I recently discovered the feature of allowing you to reserve online any book (or DVD or video tape) you find in any of the TPL's numerous branches, and to pick up and return from your preferred location.

It was amazing I wondered why I didn't know about the service earlier. I would say the library is now the single public service I am making good use of.

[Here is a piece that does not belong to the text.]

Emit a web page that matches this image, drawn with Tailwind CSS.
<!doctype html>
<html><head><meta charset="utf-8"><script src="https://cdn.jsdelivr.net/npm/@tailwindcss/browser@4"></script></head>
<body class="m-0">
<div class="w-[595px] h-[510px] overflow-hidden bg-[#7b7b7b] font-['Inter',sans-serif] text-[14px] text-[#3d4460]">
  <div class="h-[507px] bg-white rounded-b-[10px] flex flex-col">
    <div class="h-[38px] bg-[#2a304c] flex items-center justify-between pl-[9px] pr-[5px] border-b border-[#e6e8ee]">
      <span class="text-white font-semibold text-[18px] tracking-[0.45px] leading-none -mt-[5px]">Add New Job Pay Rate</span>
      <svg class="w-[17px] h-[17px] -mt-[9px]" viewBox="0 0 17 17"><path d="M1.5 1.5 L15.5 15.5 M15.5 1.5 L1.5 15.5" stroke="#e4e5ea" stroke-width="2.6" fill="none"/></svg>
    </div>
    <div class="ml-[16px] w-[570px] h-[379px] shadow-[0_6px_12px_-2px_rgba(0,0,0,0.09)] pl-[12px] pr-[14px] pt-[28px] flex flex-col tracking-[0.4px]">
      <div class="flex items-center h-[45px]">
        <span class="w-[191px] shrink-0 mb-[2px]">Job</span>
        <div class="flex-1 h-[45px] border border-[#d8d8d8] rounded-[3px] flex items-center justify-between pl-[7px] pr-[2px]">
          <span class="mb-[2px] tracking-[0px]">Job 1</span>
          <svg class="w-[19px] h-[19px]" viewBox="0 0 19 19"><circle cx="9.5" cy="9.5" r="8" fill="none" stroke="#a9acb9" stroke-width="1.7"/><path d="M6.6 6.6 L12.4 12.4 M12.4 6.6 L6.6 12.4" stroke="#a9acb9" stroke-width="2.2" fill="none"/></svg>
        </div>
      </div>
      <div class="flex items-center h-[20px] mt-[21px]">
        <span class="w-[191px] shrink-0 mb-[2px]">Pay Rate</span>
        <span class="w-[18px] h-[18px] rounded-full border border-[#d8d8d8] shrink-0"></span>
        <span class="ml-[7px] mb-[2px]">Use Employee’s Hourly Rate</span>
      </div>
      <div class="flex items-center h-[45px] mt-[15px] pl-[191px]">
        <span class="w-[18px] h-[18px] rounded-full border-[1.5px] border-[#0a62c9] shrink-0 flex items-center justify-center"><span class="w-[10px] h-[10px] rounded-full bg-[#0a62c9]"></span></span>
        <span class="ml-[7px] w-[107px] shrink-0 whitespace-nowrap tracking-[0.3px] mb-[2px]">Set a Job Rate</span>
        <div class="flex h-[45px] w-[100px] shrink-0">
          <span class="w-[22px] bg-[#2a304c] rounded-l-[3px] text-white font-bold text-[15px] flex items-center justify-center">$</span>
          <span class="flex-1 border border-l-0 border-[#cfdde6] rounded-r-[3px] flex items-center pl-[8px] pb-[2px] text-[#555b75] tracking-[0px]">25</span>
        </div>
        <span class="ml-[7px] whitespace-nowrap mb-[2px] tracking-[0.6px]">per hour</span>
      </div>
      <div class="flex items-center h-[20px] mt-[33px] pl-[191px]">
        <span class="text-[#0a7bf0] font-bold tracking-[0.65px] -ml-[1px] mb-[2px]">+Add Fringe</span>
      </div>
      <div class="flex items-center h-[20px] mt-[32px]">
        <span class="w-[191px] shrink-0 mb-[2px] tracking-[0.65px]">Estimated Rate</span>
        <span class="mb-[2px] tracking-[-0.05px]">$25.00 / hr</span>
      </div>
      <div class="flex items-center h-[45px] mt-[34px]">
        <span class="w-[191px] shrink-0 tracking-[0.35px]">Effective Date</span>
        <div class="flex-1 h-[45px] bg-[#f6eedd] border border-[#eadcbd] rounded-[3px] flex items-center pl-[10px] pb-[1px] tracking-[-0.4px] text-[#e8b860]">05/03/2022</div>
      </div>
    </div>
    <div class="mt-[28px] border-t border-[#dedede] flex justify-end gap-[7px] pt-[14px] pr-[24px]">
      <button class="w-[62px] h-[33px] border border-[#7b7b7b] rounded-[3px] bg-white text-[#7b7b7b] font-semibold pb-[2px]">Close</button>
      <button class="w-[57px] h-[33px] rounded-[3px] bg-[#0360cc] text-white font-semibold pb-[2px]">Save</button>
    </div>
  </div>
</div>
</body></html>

The online interface is not bad at all (except for when it comes to searching for Chinese entries, because of the numerous and varied ways of romanising a given title). Seeing that some items are being requested by a queue of some 200+ users, I would agree the resources under this centralised system are being well used.

Kudos to the TPL.
 
Yeah, it's a neat tool. The Hamilton Public Library has had this available for at least 5 years.

HPL
 
We can probably say we have one of the best public library systems anywhere. Unlike what we let happen to the TTC, let's make sure we never lose this title.
 
Isn't the Toronto Public Library system the most searched library on Yahoo? I remember hearing something like that...
 
Whoa. I was curious how many branches there are in all of GTA, and so just went to the website and did a manual count on the listings (I couldn't find the total stated anywhere).

NINETY-EIGHT branches (plus or minus a couple from counting errors). All at your fingertips.

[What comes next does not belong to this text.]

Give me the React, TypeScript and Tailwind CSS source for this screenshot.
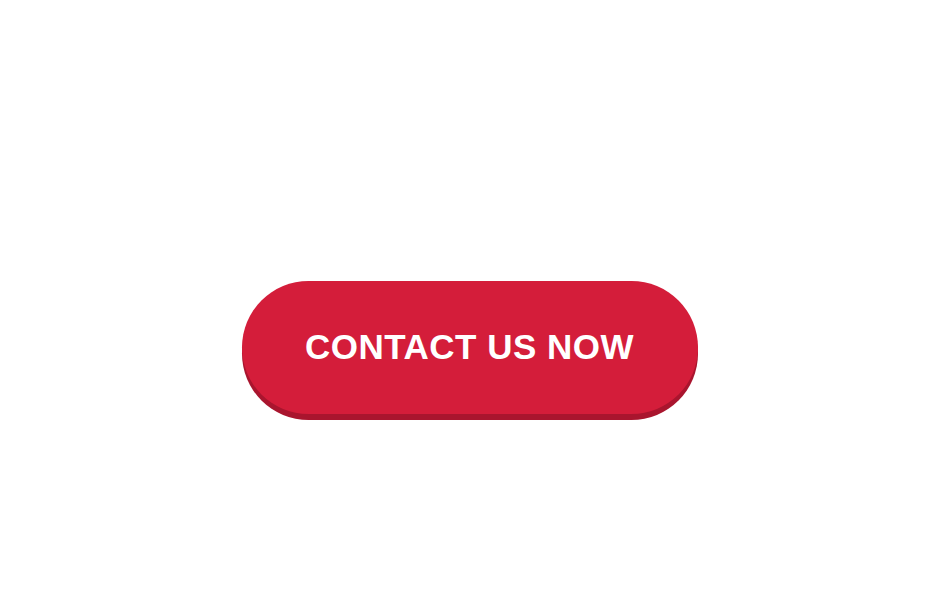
import React from "react";

export default function App() {
  return (
    <div className="w-[939px] h-[598px] bg-white flex justify-center pt-[281px]">
      <button
        className="w-[456px] h-[133px] rounded-full bg-[#d41d3a] shadow-[0_6px_0_#a9152e] text-white font-bold text-[35px] leading-none tracking-[0.5px] pb-[3px] flex items-center justify-center"
        style={{ fontFamily: '"Liberation Sans", Arial, sans-serif' }}
      >
        CONTACT US NOW
      </button>
    </div>
  );
}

www.tpl.toronto.on.ca/hou_az_index.jsp
 
There's 99 branches, as stated in the initial article
 
As many branches as luftballons
B0009ZE7NW.03.LZZZZZZZ.jpg
 
Interestingly, 24 out of the 39 managers (rougly 2/3s) have salaries less than 110K, which leads me to suspect they were barely under the limit in 2003.

In context, the the Toronto Police Services also have a rather long (and increasing) list, vis-a-vis continued funding difficulties.